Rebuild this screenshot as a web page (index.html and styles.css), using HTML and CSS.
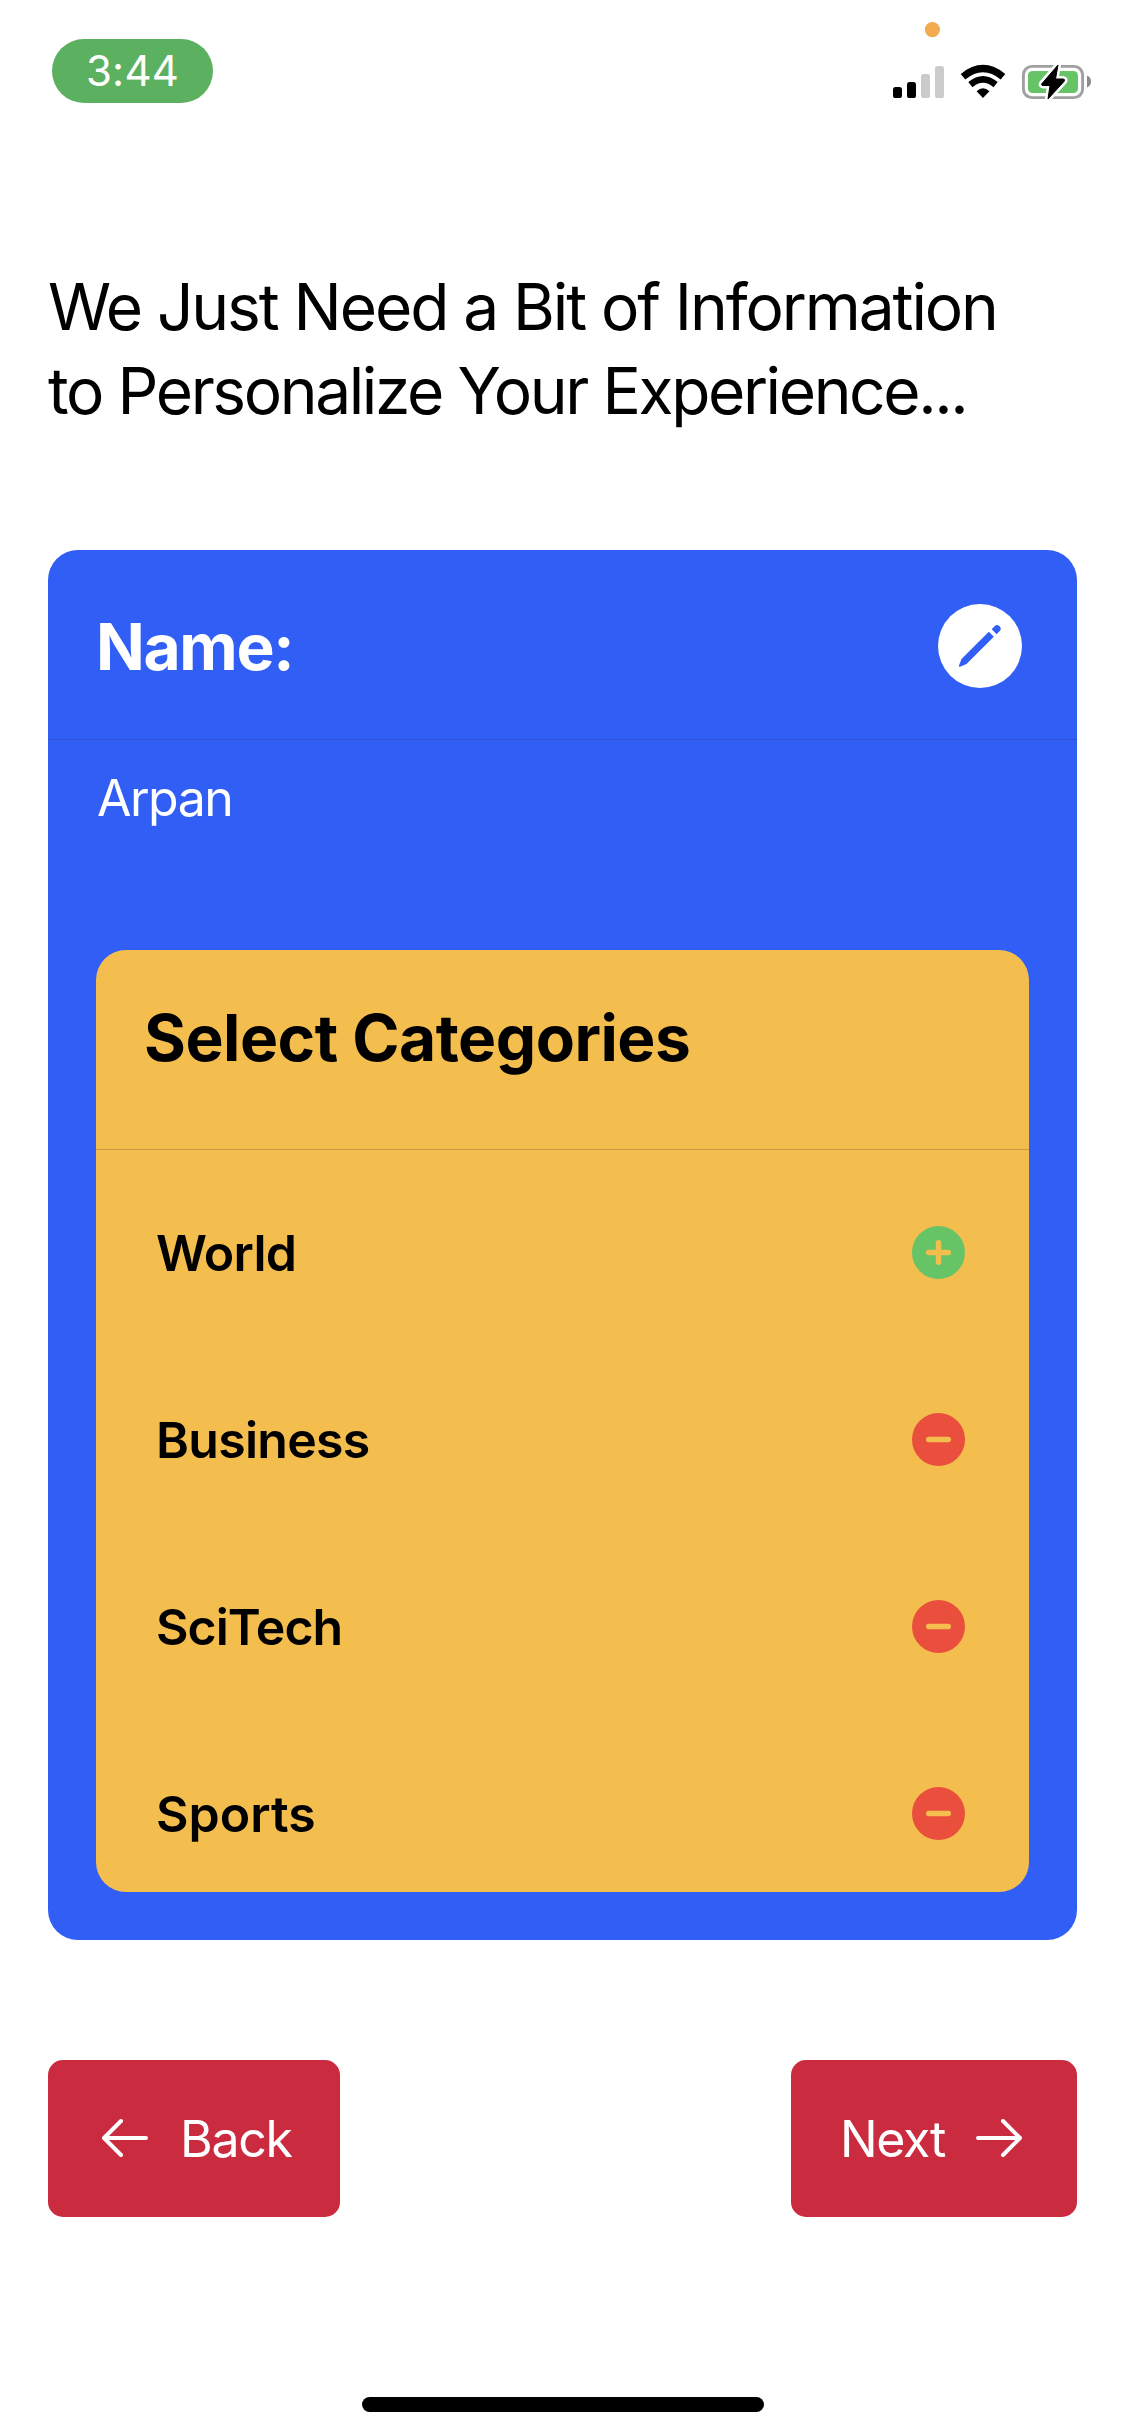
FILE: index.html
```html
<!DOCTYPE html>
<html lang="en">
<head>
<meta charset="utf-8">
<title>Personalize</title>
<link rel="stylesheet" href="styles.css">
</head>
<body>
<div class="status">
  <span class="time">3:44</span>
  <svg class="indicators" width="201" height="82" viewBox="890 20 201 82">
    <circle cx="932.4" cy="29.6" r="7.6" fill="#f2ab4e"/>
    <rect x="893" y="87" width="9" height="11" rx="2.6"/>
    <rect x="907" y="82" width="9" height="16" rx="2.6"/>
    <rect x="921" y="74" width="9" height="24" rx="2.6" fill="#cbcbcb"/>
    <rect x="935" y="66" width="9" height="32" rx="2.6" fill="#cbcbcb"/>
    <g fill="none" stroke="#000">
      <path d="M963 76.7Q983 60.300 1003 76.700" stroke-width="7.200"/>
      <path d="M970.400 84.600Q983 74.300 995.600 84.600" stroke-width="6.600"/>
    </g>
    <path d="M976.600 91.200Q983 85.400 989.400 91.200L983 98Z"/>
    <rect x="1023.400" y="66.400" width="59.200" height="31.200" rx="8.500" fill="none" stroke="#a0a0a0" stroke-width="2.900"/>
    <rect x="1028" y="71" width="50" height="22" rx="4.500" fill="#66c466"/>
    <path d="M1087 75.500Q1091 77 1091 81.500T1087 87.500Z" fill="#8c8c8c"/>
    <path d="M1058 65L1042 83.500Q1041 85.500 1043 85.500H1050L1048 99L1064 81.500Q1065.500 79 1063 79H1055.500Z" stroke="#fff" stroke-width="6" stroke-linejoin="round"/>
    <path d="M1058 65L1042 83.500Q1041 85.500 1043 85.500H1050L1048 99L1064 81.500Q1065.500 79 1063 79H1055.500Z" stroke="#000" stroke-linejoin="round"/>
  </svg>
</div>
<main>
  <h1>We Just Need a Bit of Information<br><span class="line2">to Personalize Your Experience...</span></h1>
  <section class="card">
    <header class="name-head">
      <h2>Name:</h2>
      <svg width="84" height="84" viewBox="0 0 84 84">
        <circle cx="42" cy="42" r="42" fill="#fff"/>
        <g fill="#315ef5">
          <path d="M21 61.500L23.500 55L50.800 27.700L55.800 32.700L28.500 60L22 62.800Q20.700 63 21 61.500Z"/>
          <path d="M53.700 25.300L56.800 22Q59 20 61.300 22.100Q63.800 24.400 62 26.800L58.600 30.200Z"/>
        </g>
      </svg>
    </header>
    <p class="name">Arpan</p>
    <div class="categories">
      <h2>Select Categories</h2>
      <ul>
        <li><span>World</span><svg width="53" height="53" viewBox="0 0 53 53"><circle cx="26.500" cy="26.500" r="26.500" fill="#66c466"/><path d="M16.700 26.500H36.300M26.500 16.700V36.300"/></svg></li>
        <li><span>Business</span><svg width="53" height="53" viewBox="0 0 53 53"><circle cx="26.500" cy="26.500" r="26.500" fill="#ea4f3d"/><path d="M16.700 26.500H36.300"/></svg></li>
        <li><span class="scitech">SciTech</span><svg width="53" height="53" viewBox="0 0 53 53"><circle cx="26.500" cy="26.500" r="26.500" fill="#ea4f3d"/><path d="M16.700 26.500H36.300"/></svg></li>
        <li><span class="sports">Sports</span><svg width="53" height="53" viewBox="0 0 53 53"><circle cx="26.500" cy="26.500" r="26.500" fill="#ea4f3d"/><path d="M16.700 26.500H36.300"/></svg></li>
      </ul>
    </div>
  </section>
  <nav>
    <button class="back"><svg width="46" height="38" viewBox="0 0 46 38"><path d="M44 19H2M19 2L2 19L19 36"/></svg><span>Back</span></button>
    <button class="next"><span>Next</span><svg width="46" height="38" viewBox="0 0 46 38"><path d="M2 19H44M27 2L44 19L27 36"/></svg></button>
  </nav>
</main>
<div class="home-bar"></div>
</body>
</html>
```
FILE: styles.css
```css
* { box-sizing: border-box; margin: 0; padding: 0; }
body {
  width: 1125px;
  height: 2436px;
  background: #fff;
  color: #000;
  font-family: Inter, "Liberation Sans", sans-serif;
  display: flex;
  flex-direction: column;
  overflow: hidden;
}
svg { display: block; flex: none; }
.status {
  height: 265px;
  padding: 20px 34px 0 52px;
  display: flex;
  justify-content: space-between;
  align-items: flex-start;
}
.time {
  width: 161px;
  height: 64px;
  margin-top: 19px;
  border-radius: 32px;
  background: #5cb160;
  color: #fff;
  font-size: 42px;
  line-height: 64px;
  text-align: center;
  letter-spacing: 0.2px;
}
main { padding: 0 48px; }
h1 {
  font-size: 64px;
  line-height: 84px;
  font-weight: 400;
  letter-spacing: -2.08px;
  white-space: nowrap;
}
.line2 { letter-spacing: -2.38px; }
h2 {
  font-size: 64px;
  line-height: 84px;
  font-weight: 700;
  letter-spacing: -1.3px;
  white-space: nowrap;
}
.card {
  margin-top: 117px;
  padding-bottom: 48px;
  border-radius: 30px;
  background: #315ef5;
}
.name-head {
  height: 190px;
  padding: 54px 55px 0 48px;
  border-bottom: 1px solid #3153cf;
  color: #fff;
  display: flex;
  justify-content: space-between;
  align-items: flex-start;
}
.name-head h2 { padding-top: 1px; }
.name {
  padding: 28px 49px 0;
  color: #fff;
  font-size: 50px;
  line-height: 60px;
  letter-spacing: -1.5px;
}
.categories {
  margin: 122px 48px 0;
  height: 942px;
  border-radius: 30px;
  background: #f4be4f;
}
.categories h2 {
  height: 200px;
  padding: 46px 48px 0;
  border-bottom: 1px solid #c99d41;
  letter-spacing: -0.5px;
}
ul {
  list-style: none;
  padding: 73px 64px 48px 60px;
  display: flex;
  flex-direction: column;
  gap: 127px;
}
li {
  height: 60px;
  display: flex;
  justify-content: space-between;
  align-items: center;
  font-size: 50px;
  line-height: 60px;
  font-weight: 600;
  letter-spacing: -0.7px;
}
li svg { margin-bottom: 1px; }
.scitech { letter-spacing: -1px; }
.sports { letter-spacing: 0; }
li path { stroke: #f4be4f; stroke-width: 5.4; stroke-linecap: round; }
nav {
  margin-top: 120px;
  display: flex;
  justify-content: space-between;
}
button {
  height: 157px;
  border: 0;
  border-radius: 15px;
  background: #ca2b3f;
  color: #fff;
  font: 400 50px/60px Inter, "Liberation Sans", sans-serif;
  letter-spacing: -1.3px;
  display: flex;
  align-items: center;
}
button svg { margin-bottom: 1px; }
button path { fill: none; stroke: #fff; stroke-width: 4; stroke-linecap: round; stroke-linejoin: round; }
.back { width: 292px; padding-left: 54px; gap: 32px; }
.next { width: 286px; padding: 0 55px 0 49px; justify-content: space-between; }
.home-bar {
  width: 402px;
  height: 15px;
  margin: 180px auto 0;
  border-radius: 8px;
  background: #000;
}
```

☆ ☆ ☆ ☆ ☆

▸ **SHORT TASK**:
Retype the whole listing, keeping every line identical and omitting all pictures.

▸ **THE COMPLETED TASK**:
Rebuild this screenshot as a web page (index.html and styles.css), using HTML and CSS.
FILE: index.html
```html
<!DOCTYPE html>
<html lang="en">
<head>
<meta charset="utf-8">
<title>Personalize</title>
<link rel="stylesheet" href="styles.css">
</head>
<body>
<div class="status">
  <span class="time">3:44</span>
  <svg class="indicators" width="201" height="82" viewBox="890 20 201 82">
    <circle cx="932.4" cy="29.6" r="7.6" fill="#f2ab4e"/>
    <rect x="893" y="87" width="9" height="11" rx="2.6"/>
    <rect x="907" y="82" width="9" height="16" rx="2.6"/>
    <rect x="921" y="74" width="9" height="24" rx="2.6" fill="#cbcbcb"/>
    <rect x="935" y="66" width="9" height="32" rx="2.6" fill="#cbcbcb"/>
    <g fill="none" stroke="#000">
      <path d="M963 76.7Q983 60.300 1003 76.700" stroke-width="7.200"/>
      <path d="M970.400 84.600Q983 74.300 995.600 84.600" stroke-width="6.600"/>
    </g>
    <path d="M976.600 91.200Q983 85.400 989.400 91.200L983 98Z"/>
    <rect x="1023.400" y="66.400" width="59.200" height="31.200" rx="8.500" fill="none" stroke="#a0a0a0" stroke-width="2.900"/>
    <rect x="1028" y="71" width="50" height="22" rx="4.500" fill="#66c466"/>
    <path d="M1087 75.500Q1091 77 1091 81.500T1087 87.500Z" fill="#8c8c8c"/>
    <path d="M1058 65L1042 83.500Q1041 85.500 1043 85.500H1050L1048 99L1064 81.500Q1065.500 79 1063 79H1055.500Z" stroke="#fff" stroke-width="6" stroke-linejoin="round"/>
    <path d="M1058 65L1042 83.500Q1041 85.500 1043 85.500H1050L1048 99L1064 81.500Q1065.500 79 1063 79H1055.500Z" stroke="#000" stroke-linejoin="round"/>
  </svg>
</div>
<main>
  <h1>We Just Need a Bit of Information<br><span class="line2">to Personalize Your Experience...</span></h1>
  <section class="card">
    <header class="name-head">
      <h2>Name:</h2>
      <svg width="84" height="84" viewBox="0 0 84 84">
        <circle cx="42" cy="42" r="42" fill="#fff"/>
        <g fill="#315ef5">
          <path d="M21 61.500L23.500 55L50.800 27.700L55.800 32.700L28.500 60L22 62.800Q20.700 63 21 61.500Z"/>
          <path d="M53.700 25.300L56.800 22Q59 20 61.300 22.100Q63.800 24.400 62 26.800L58.600 30.200Z"/>
        </g>
      </svg>
    </header>
    <p class="name">Arpan</p>
    <div class="categories">
      <h2>Select Categories</h2>
      <ul>
        <li><span>World</span><svg width="53" height="53" viewBox="0 0 53 53"><circle cx="26.500" cy="26.500" r="26.500" fill="#66c466"/><path d="M16.700 26.500H36.300M26.500 16.700V36.300"/></svg></li>
        <li><span>Business</span><svg width="53" height="53" viewBox="0 0 53 53"><circle cx="26.500" cy="26.500" r="26.500" fill="#ea4f3d"/><path d="M16.700 26.500H36.300"/></svg></li>
        <li><span class="scitech">SciTech</span><svg width="53" height="53" viewBox="0 0 53 53"><circle cx="26.500" cy="26.500" r="26.500" fill="#ea4f3d"/><path d="M16.700 26.500H36.300"/></svg></li>
        <li><span class="sports">Sports</span><svg width="53" height="53" viewBox="0 0 53 53"><circle cx="26.500" cy="26.500" r="26.500" fill="#ea4f3d"/><path d="M16.700 26.500H36.300"/></svg></li>
      </ul>
    </div>
  </section>
  <nav>
    <button class="back"><svg width="46" height="38" viewBox="0 0 46 38"><path d="M44 19H2M19 2L2 19L19 36"/></svg><span>Back</span></button>
    <button class="next"><span>Next</span><svg width="46" height="38" viewBox="0 0 46 38"><path d="M2 19H44M27 2L44 19L27 36"/></svg></button>
  </nav>
</main>
<div class="home-bar"></div>
</body>
</html>
```
FILE: styles.css
```css
* { box-sizing: border-box; margin: 0; padding: 0; }
body {
  width: 1125px;
  height: 2436px;
  background: #fff;
  color: #000;
  font-family: Inter, "Liberation Sans", sans-serif;
  display: flex;
  flex-direction: column;
  overflow: hidden;
}
svg { display: block; flex: none; }
.status {
  height: 265px;
  padding: 20px 34px 0 52px;
  display: flex;
  justify-content: space-between;
  align-items: flex-start;
}
.time {
  width: 161px;
  height: 64px;
  margin-top: 19px;
  border-radius: 32px;
  background: #5cb160;
  color: #fff;
  font-size: 42px;
  line-height: 64px;
  text-align: center;
  letter-spacing: 0.2px;
}
main { padding: 0 48px; }
h1 {
  font-size: 64px;
  line-height: 84px;
  font-weight: 400;
  letter-spacing: -2.08px;
  white-space: nowrap;
}
.line2 { letter-spacing: -2.38px; }
h2 {
  font-size: 64px;
  line-height: 84px;
  font-weight: 700;
  letter-spacing: -1.3px;
  white-space: nowrap;
}
.card {
  margin-top: 117px;
  padding-bottom: 48px;
  border-radius: 30px;
  background: #315ef5;
}
.name-head {
  height: 190px;
  padding: 54px 55px 0 48px;
  border-bottom: 1px solid #3153cf;
  color: #fff;
  display: flex;
  justify-content: space-between;
  align-items: flex-start;
}
.name-head h2 { padding-top: 1px; }
.name {
  padding: 28px 49px 0;
  color: #fff;
  font-size: 50px;
  line-height: 60px;
  letter-spacing: -1.5px;
}
.categories {
  margin: 122px 48px 0;
  height: 942px;
  border-radius: 30px;
  background: #f4be4f;
}
.categories h2 {
  height: 200px;
  padding: 46px 48px 0;
  border-bottom: 1px solid #c99d41;
  letter-spacing: -0.5px;
}
ul {
  list-style: none;
  padding: 73px 64px 48px 60px;
  display: flex;
  flex-direction: column;
  gap: 127px;
}
li {
  height: 60px;
  display: flex;
  justify-content: space-between;
  align-items: center;
  font-size: 50px;
  line-height: 60px;
  font-weight: 600;
  letter-spacing: -0.7px;
}
li svg { margin-bottom: 1px; }
.scitech { letter-spacing: -1px; }
.sports { letter-spacing: 0; }
li path { stroke: #f4be4f; stroke-width: 5.4; stroke-linecap: round; }
nav {
  margin-top: 120px;
  display: flex;
  justify-content: space-between;
}
button {
  height: 157px;
  border: 0;
  border-radius: 15px;
  background: #ca2b3f;
  color: #fff;
  font: 400 50px/60px Inter, "Liberation Sans", sans-serif;
  letter-spacing: -1.3px;
  display: flex;
  align-items: center;
}
button svg { margin-bottom: 1px; }
button path { fill: none; stroke: #fff; stroke-width: 4; stroke-linecap: round; stroke-linejoin: round; }
.back { width: 292px; padding-left: 54px; gap: 32px; }
.next { width: 286px; padding: 0 55px 0 49px; justify-content: space-between; }
.home-bar {
  width: 402px;
  height: 15px;
  margin: 180px auto 0;
  border-radius: 8px;
  background: #000;
}
```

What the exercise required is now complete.